Luogo: una cittadina della provincia austriaca, Furth, sulle rive di un lago che è la risultante immaginaria di vari luoghi realmente esistenti.
Personaggi e interpreti in ordine sparso.
Raffael Horn, psichiatra infantile, trasferitosi da Vienna con la moglie Irene, musicista, entrambi per delusioni in campo professionale; un figlio, Tobias, dislessico e comunque problematico.
Ludwig Kovacs, commissario, un matrimonio fallito con Yvonne alle spalle, un rapporto quasi inesistente con la figlia Charlotte, un presente con Marlene solo per il sesso e infine un telescopio per guardare le stelle.
Daniel e Björn Gasselik, figli di un proprietario di un autosalone, violenti, disturbati, con la testa piena degli eroi di Guerre Stellari, capaci di tagliare la gola a molti animali nel circondario.
Padre Joseph Bauer, sacerdote benedettino, con grossi problemi psichiatrici e sull’orlo della dissociazione, sempre con gli auricolari anche quando celebra messa e con una spiccata passione per la corsa.
E poi, in ordine sparso: una comunità attraversata dall’immigrazione multietnica (italiani, turchi), venata di razzismo in alcuni suoi esponenti politici; un padre, in cura da Horn, che picchia moglie e figlia; una madre in crisi depressiva post partum; un apicoltore ossessionato dai fantasmi del passato bellico; casi umani di vario genere tra i quali la piccola Katharina, diventata muta dopo che ha visto il nonno morto con la testa sfracellata.
Una “tranquilla” cittadina austriaca dunque che fa emergere un’umanità assai malata dove il compito del medico vero e proprio, Horn, e di quello per così dire “sociale”, Kovacs, è reso assai difficile dal contesto in cui si muovono separatamente ma parallelamente: non a caso chiude il romanzo una loro telefonata in cui si comunicano il nome del responsabile dell’orribile assassinio, raggiunto autonomamente attraverso gli itinerari della scienza investigativa e della psichiatria.
Nessuno si salva: anche Horn denuncia a volte un certo svagato cinismo e comincia anche a parlare ad alta voce; e Kovacs non vuole riprendere una vita familiare, si accontenta di quel poco che realisticamente può chiedere alla vita anche se talvolta alza gli occhi al cielo col suo telescopio.

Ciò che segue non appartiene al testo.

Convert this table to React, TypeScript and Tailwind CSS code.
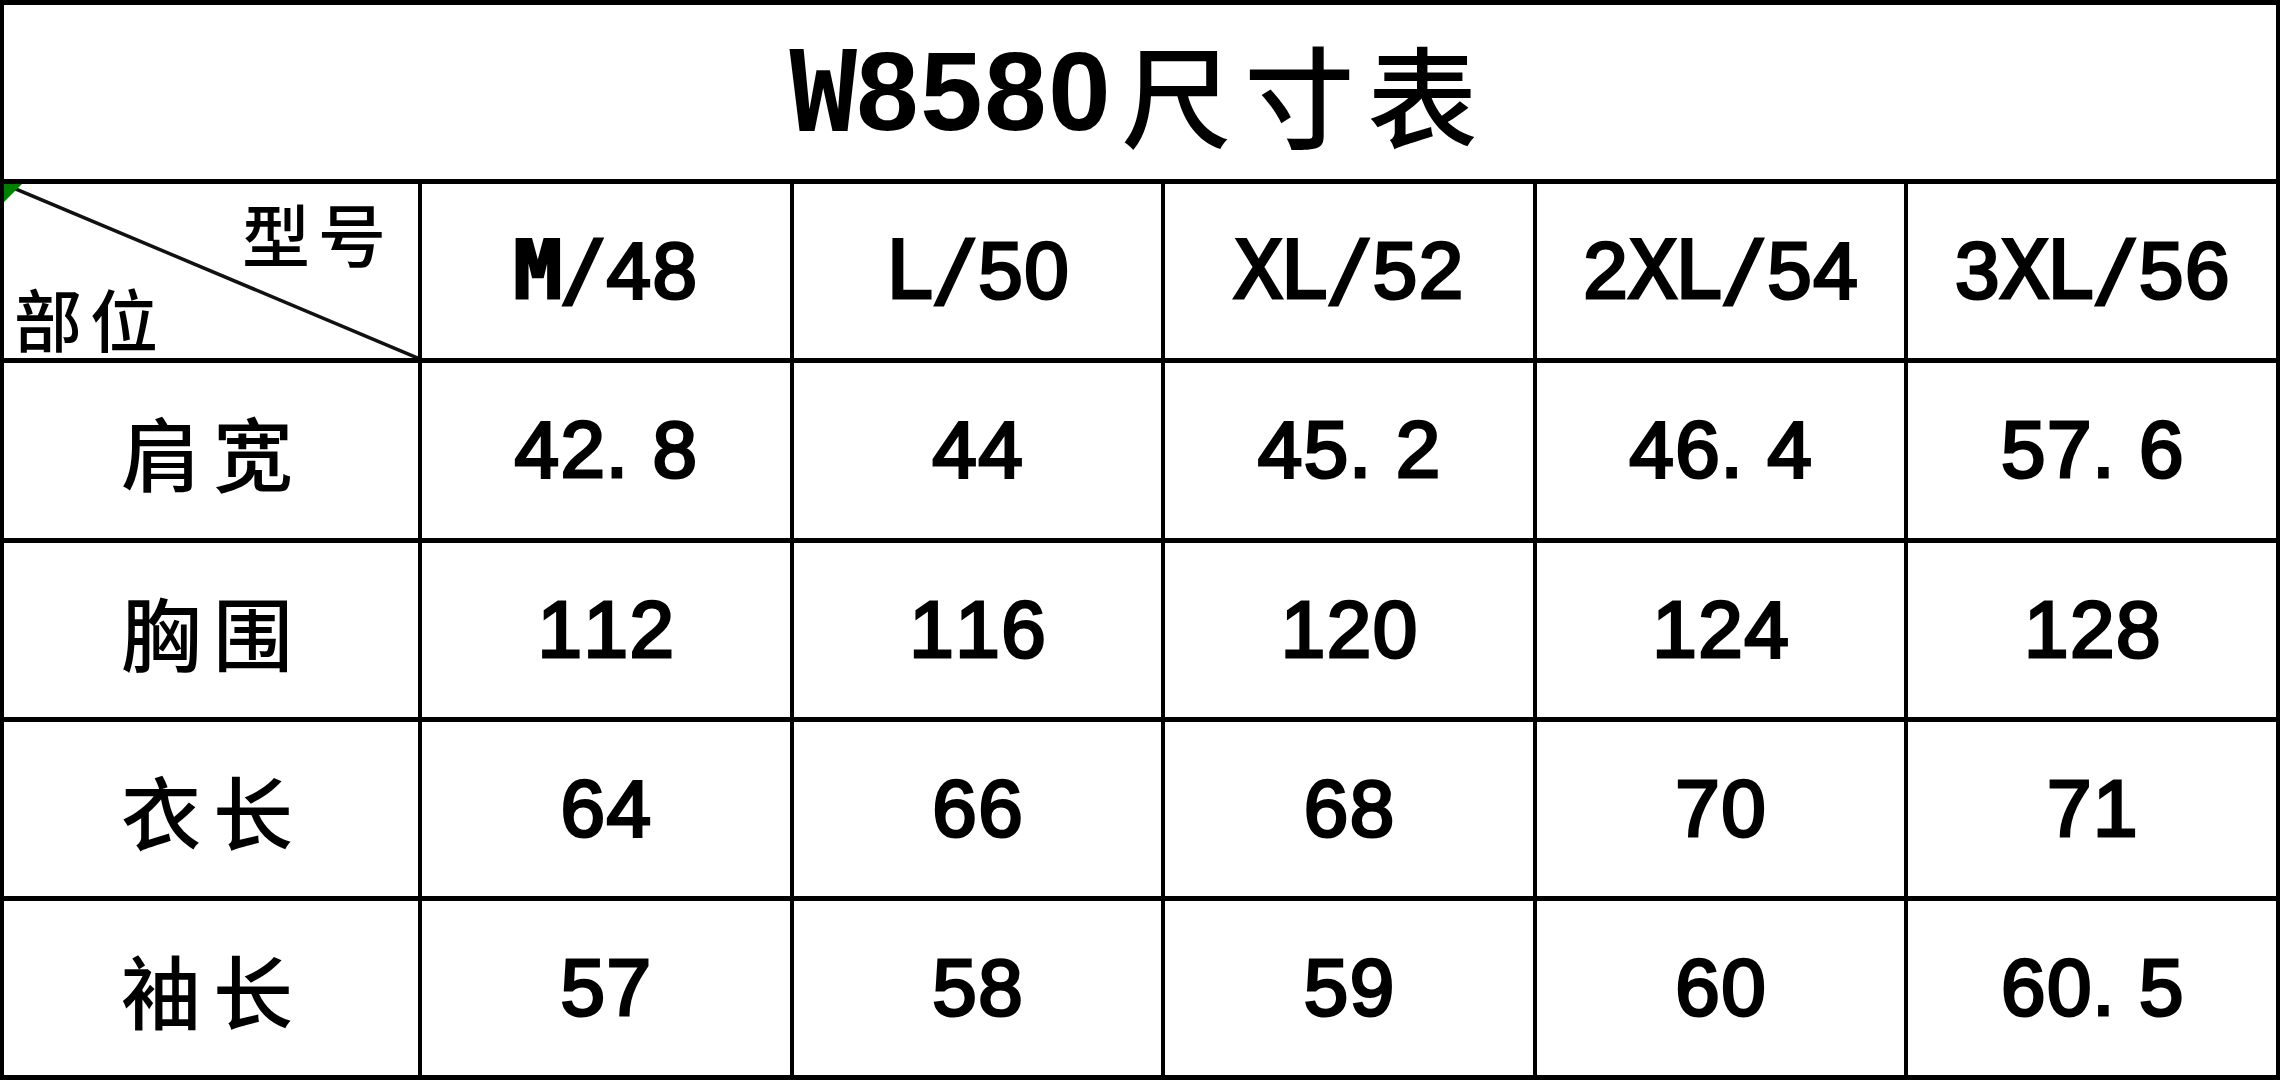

Troppo facile vedere l’autobiografismo dell’autore, Paulus Hochgatterer, psichiatra ultraquarantenne dedito anche alla scrittura; troppo semplice rintracciare nel modello simenoniano (la provincia verminaio di inconfessabili segreti) l’influenza più evidente.
Meno scontato è il punto di vista dello scrittore: gli psicotici soffrono ma talvolta è come se giocassero con la loro malattia; lo psichiatra è anch’egli, a modo suo, disturbato e con problemi familiari; un finissimo velo di ironia si stende su una materia incandescente in cui thriller e indagine sociale si fondono in un continuo aggrovigliarsi di piani fino alla soluzione, sorprendente sì, ma che affonda le sue radici nel passato della guerra.
Se non fosse per qualche tecnicismo di troppo e per qualche compiacimento nell’esporre i casi esemplari nella vita professionale del dottor Horn, La dolcezza della vita sarebbe un’ottima scoperta.
Tutto “sottratto”, rimane una discreta prova in un ambito, il noir di lingua tedesca, ingiustamente dimenticato dalla nostra editoria.